__EXERCISE OBJECTIVE__
Without the pictures, write out all the lines below exactly as they appear.

__DATA SECTION__
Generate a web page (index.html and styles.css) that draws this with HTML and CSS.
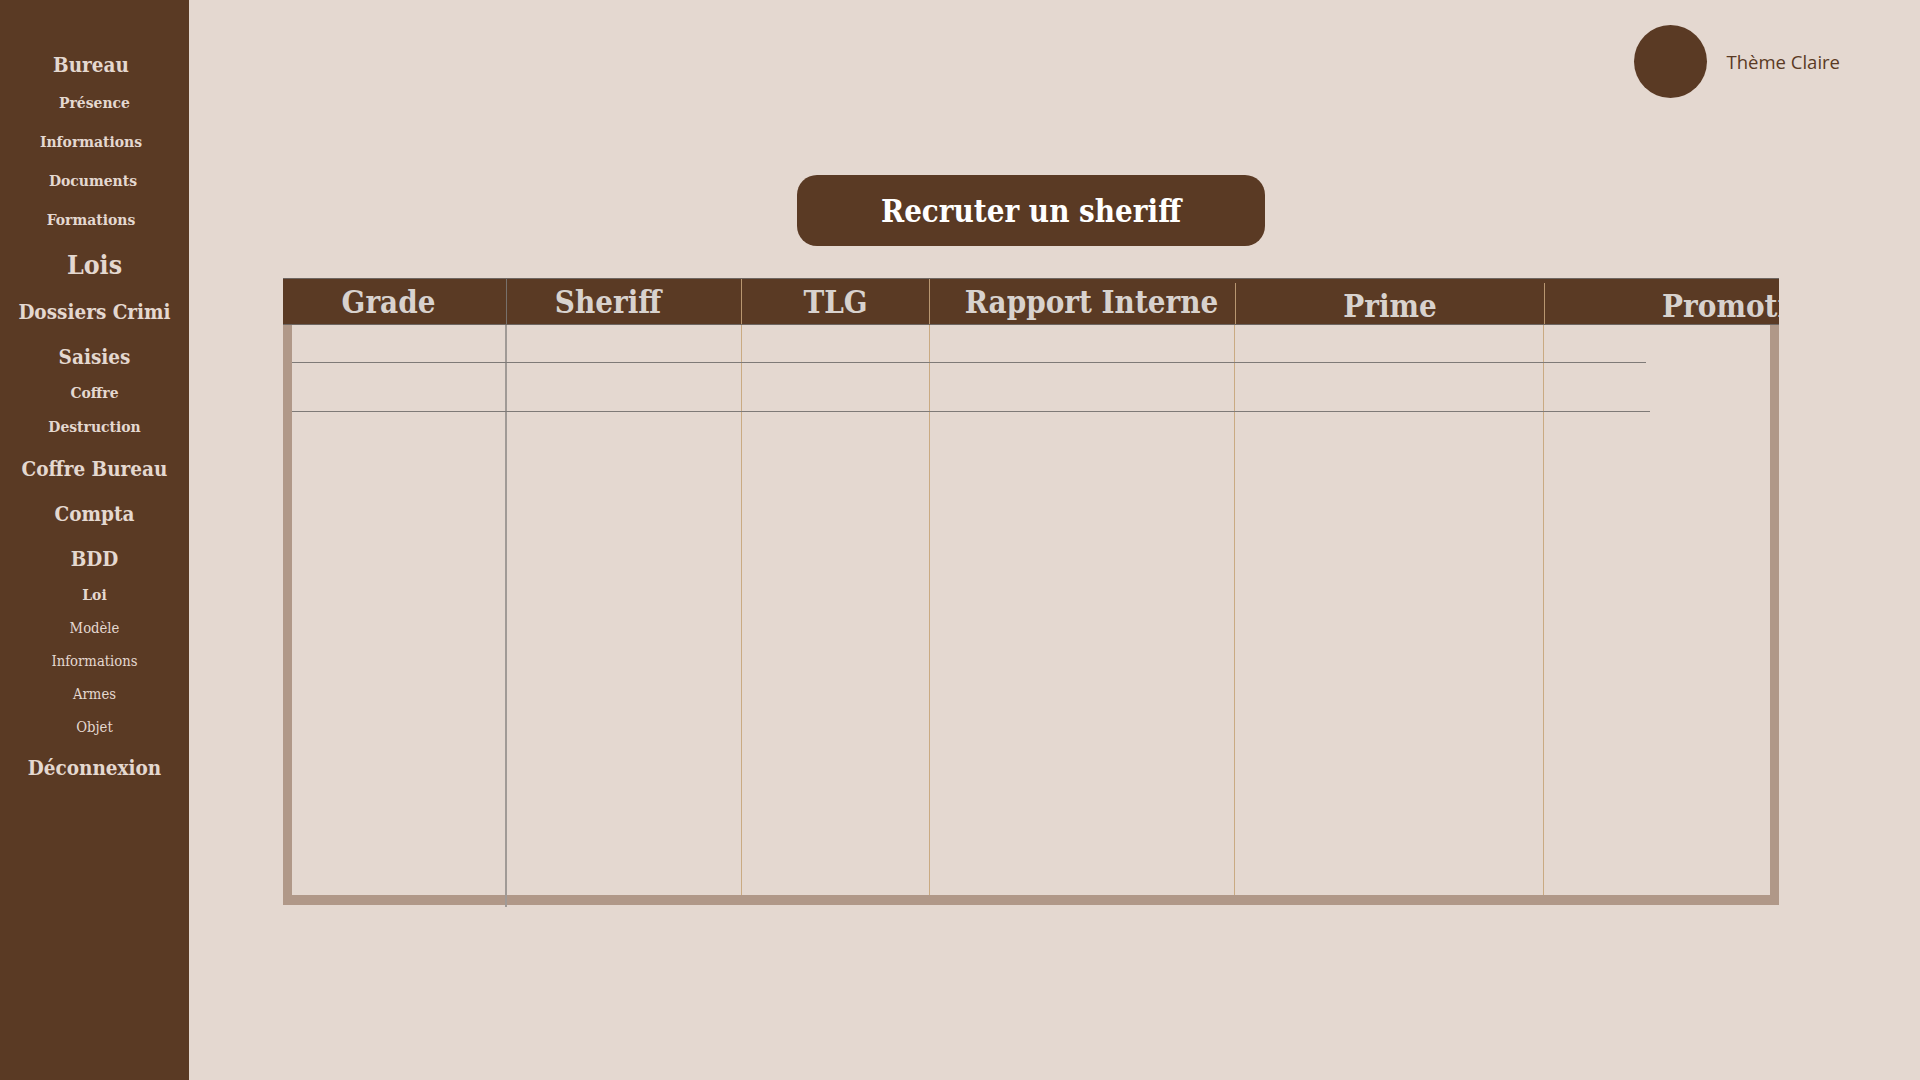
FILE: index.html
```html
<!DOCTYPE html>
<html lang="fr">
<head>
  <meta charset="UTF-8">
  <title>Bureau du Sheriff</title>
  <link rel="stylesheet" href="styles.css">
</head>
<body>
  <nav class="sidebar">
    <a class="nav-main nudge" href="#">Bureau</a>
    <div class="nav-sub nav-sub-wide">
      <a href="#">Présence</a>
      <a class="nudge" href="#">Informations</a>
      <a class="nudge-sm" href="#">Documents</a>
      <a class="nudge" href="#">Formations</a>
    </div>
    <a class="nav-main nav-big" href="#">Lois</a>
    <a class="nav-main" href="#">Dossiers Crimi</a>
    <a class="nav-main" href="#">Saisies</a>
    <div class="nav-sub nav-sub-mid">
      <a href="#">Coffre</a>
      <a href="#">Destruction</a>
    </div>
    <a class="nav-main" href="#">Coffre Bureau</a>
    <a class="nav-main" href="#">Compta</a>
    <a class="nav-main" href="#">BDD</a>
    <div class="nav-sub nav-sub-tight">
      <a href="#">Loi</a>
      <a class="light" href="#">Modèle</a>
      <a class="light" href="#">Informations</a>
      <a class="light" href="#">Armes</a>
      <a class="light" href="#">Objet</a>
    </div>
    <a class="nav-main" href="#">Déconnexion</a>
  </nav>

  <main class="content">
    <div class="topbar">
      <button class="theme-dot" type="button"></button>
      <span class="theme-label">Thème Claire</span>
    </div>

    <div class="panel">
      <button class="recruit-btn" type="button">Recruter un sheriff</button>

      <div class="roster">
        <div class="roster-head">
          <div class="th th-grade">Grade</div>
          <div class="th th-sheriff">Sheriff</div>
          <div class="th th-tlg">TLG</div>
          <div class="th th-rapport">Rapport Interne</div>
          <div class="th th-late">Prime</div>
          <div class="th th-late">Promotion</div>
        </div>
        <div class="roster-body">
          <div class="col-line col-first" style="grid-column: 1;"></div>
          <div class="col-line" style="grid-column: 2;"></div>
          <div class="col-line" style="grid-column: 3;"></div>
          <div class="col-line" style="grid-column: 4;"></div>
          <div class="col-line" style="grid-column: 5;"></div>
          <div class="row-line row-one"></div>
          <div class="row-line row-two"></div>
        </div>
      </div>
    </div>
  </main>
</body>
</html>
```

FILE: styles.css
```css
body {
  margin: 0;
  display: flex;
  min-height: 1080px;
  background: #e4d8d0;
  font-family: "DejaVu Serif Condensed", "DejaVu Serif", serif;
}

/* sidebar */
.sidebar {
  width: 189px;
  flex-shrink: 0;
  background: #5a3a24;
  padding-top: 43px;
  display: flex;
  flex-direction: column;
  text-align: center;
}
.sidebar a {
  color: #e4d8d0;
  text-decoration: none;
  font-weight: bold;
}
.sidebar a.nudge { padding-right: 7px; }
.sidebar a.nudge-sm { padding-right: 3px; }
.nav-main { font-size: 20.5px; line-height: 45px; }
.nav-big { font-size: 26.5px; line-height: 51px; }
.nav-sub { display: flex; flex-direction: column; }
.nav-sub a { font-size: 15.5px; }
.nav-sub a.light { font-weight: normal; font-size: 14.7px; }
.nav-sub-wide { margin-top: -5px; line-height: 39px; }
.nav-sub-mid { margin: -4px 0 3px; line-height: 34px; }
.nav-sub-tight { margin: -4px 0 3px; line-height: 33px; }

/* main */
.content { flex: 1; }
.topbar {
  display: flex;
  justify-content: flex-end;
  align-items: center;
  gap: 20px;
  padding: 25px 80px 0 0;
}
.theme-dot {
  width: 73px;
  height: 73px;
  border-radius: 50%;
  border: none;
  background: #5a3a24;
  cursor: pointer;
}
.theme-label {
  font-family: "Open Sans", sans-serif;
  font-size: 18.5px;
  color: #5a3a24;
}

.panel {
  width: 1496px;
  padding-left: 94px;
  display: flex;
  flex-direction: column;
}
.recruit-btn {
  align-self: center;
  width: 468px;
  height: 71px;
  margin-top: 77px;
  border: none;
  border-radius: 20px;
  background: #5a3a24;
  color: #fff;
  font-family: "DejaVu Serif Condensed", "DejaVu Serif", serif;
  font-size: 31px;
  font-weight: bold;
  cursor: pointer;
}

/* table */
.roster { margin-top: 32px; }
.roster-head {
  display: grid;
  grid-template-columns: 224px 235px 188px 305px 309px 400px;
  height: 45px;
  overflow: hidden;
  background: #5a3a24;
  border-top: 1px solid #6e6661;
  border-bottom: 1px solid #6e6661;
  color: #d8d2ce;
  font-size: 31px;
  font-weight: bold;
  line-height: 45px;
  text-align: center;
  white-space: nowrap;
}
.th { padding-top: 1px; }
.th-grade { border-right: 1px solid #77706b; padding-right: 12px; }
.th-sheriff { border-right: 1px solid #b89670; padding-right: 32px; }
.th-tlg { border-right: 1px solid #b89670; }
.th-rapport { padding-left: 18px; }
.th-late { margin-top: 4px; border-left: 1px solid #b89670; }

.roster-body {
  display: grid;
  grid-template-columns: 215px 235px 188px 305px 309px 1fr;
  grid-template-rows: 38px 49px 1fr;
  height: 570px;
  border: solid #b09888;
  border-width: 0 9px 10px 9px;
}
.col-line {
  grid-row: 1 / -1;
  border-right: 1px solid #c9aa82;
}
.col-first {
  border-right: 2px solid #a09a96;
  margin-bottom: -12px;
}
.row-line {
  grid-column: 1 / -1;
  align-self: end;
  justify-self: start;
  border-bottom: 1px solid #7e7a77;
}
.row-one { grid-row: 1; width: 1354px; }
.row-two { grid-row: 2; width: 1358px; }
```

__RESPONSE TO THIS TASK__
Generate a web page (index.html and styles.css) that draws this with HTML and CSS.
FILE: index.html
```html
<!DOCTYPE html>
<html lang="fr">
<head>
  <meta charset="UTF-8">
  <title>Bureau du Sheriff</title>
  <link rel="stylesheet" href="styles.css">
</head>
<body>
  <nav class="sidebar">
    <a class="nav-main nudge" href="#">Bureau</a>
    <div class="nav-sub nav-sub-wide">
      <a href="#">Présence</a>
      <a class="nudge" href="#">Informations</a>
      <a class="nudge-sm" href="#">Documents</a>
      <a class="nudge" href="#">Formations</a>
    </div>
    <a class="nav-main nav-big" href="#">Lois</a>
    <a class="nav-main" href="#">Dossiers Crimi</a>
    <a class="nav-main" href="#">Saisies</a>
    <div class="nav-sub nav-sub-mid">
      <a href="#">Coffre</a>
      <a href="#">Destruction</a>
    </div>
    <a class="nav-main" href="#">Coffre Bureau</a>
    <a class="nav-main" href="#">Compta</a>
    <a class="nav-main" href="#">BDD</a>
    <div class="nav-sub nav-sub-tight">
      <a href="#">Loi</a>
      <a class="light" href="#">Modèle</a>
      <a class="light" href="#">Informations</a>
      <a class="light" href="#">Armes</a>
      <a class="light" href="#">Objet</a>
    </div>
    <a class="nav-main" href="#">Déconnexion</a>
  </nav>

  <main class="content">
    <div class="topbar">
      <button class="theme-dot" type="button"></button>
      <span class="theme-label">Thème Claire</span>
    </div>

    <div class="panel">
      <button class="recruit-btn" type="button">Recruter un sheriff</button>

      <div class="roster">
        <div class="roster-head">
          <div class="th th-grade">Grade</div>
          <div class="th th-sheriff">Sheriff</div>
          <div class="th th-tlg">TLG</div>
          <div class="th th-rapport">Rapport Interne</div>
          <div class="th th-late">Prime</div>
          <div class="th th-late">Promotion</div>
        </div>
        <div class="roster-body">
          <div class="col-line col-first" style="grid-column: 1;"></div>
          <div class="col-line" style="grid-column: 2;"></div>
          <div class="col-line" style="grid-column: 3;"></div>
          <div class="col-line" style="grid-column: 4;"></div>
          <div class="col-line" style="grid-column: 5;"></div>
          <div class="row-line row-one"></div>
          <div class="row-line row-two"></div>
        </div>
      </div>
    </div>
  </main>
</body>
</html>
```

FILE: styles.css
```css
body {
  margin: 0;
  display: flex;
  min-height: 1080px;
  background: #e4d8d0;
  font-family: "DejaVu Serif Condensed", "DejaVu Serif", serif;
}

/* sidebar */
.sidebar {
  width: 189px;
  flex-shrink: 0;
  background: #5a3a24;
  padding-top: 43px;
  display: flex;
  flex-direction: column;
  text-align: center;
}
.sidebar a {
  color: #e4d8d0;
  text-decoration: none;
  font-weight: bold;
}
.sidebar a.nudge { padding-right: 7px; }
.sidebar a.nudge-sm { padding-right: 3px; }
.nav-main { font-size: 20.5px; line-height: 45px; }
.nav-big { font-size: 26.5px; line-height: 51px; }
.nav-sub { display: flex; flex-direction: column; }
.nav-sub a { font-size: 15.5px; }
.nav-sub a.light { font-weight: normal; font-size: 14.7px; }
.nav-sub-wide { margin-top: -5px; line-height: 39px; }
.nav-sub-mid { margin: -4px 0 3px; line-height: 34px; }
.nav-sub-tight { margin: -4px 0 3px; line-height: 33px; }

/* main */
.content { flex: 1; }
.topbar {
  display: flex;
  justify-content: flex-end;
  align-items: center;
  gap: 20px;
  padding: 25px 80px 0 0;
}
.theme-dot {
  width: 73px;
  height: 73px;
  border-radius: 50%;
  border: none;
  background: #5a3a24;
  cursor: pointer;
}
.theme-label {
  font-family: "Open Sans", sans-serif;
  font-size: 18.5px;
  color: #5a3a24;
}

.panel {
  width: 1496px;
  padding-left: 94px;
  display: flex;
  flex-direction: column;
}
.recruit-btn {
  align-self: center;
  width: 468px;
  height: 71px;
  margin-top: 77px;
  border: none;
  border-radius: 20px;
  background: #5a3a24;
  color: #fff;
  font-family: "DejaVu Serif Condensed", "DejaVu Serif", serif;
  font-size: 31px;
  font-weight: bold;
  cursor: pointer;
}

/* table */
.roster { margin-top: 32px; }
.roster-head {
  display: grid;
  grid-template-columns: 224px 235px 188px 305px 309px 400px;
  height: 45px;
  overflow: hidden;
  background: #5a3a24;
  border-top: 1px solid #6e6661;
  border-bottom: 1px solid #6e6661;
  color: #d8d2ce;
  font-size: 31px;
  font-weight: bold;
  line-height: 45px;
  text-align: center;
  white-space: nowrap;
}
.th { padding-top: 1px; }
.th-grade { border-right: 1px solid #77706b; padding-right: 12px; }
.th-sheriff { border-right: 1px solid #b89670; padding-right: 32px; }
.th-tlg { border-right: 1px solid #b89670; }
.th-rapport { padding-left: 18px; }
.th-late { margin-top: 4px; border-left: 1px solid #b89670; }

.roster-body {
  display: grid;
  grid-template-columns: 215px 235px 188px 305px 309px 1fr;
  grid-template-rows: 38px 49px 1fr;
  height: 570px;
  border: solid #b09888;
  border-width: 0 9px 10px 9px;
}
.col-line {
  grid-row: 1 / -1;
  border-right: 1px solid #c9aa82;
}
.col-first {
  border-right: 2px solid #a09a96;
  margin-bottom: -12px;
}
.row-line {
  grid-column: 1 / -1;
  align-self: end;
  justify-self: start;
  border-bottom: 1px solid #7e7a77;
}
.row-one { grid-row: 1; width: 1354px; }
.row-two { grid-row: 2; width: 1358px; }
```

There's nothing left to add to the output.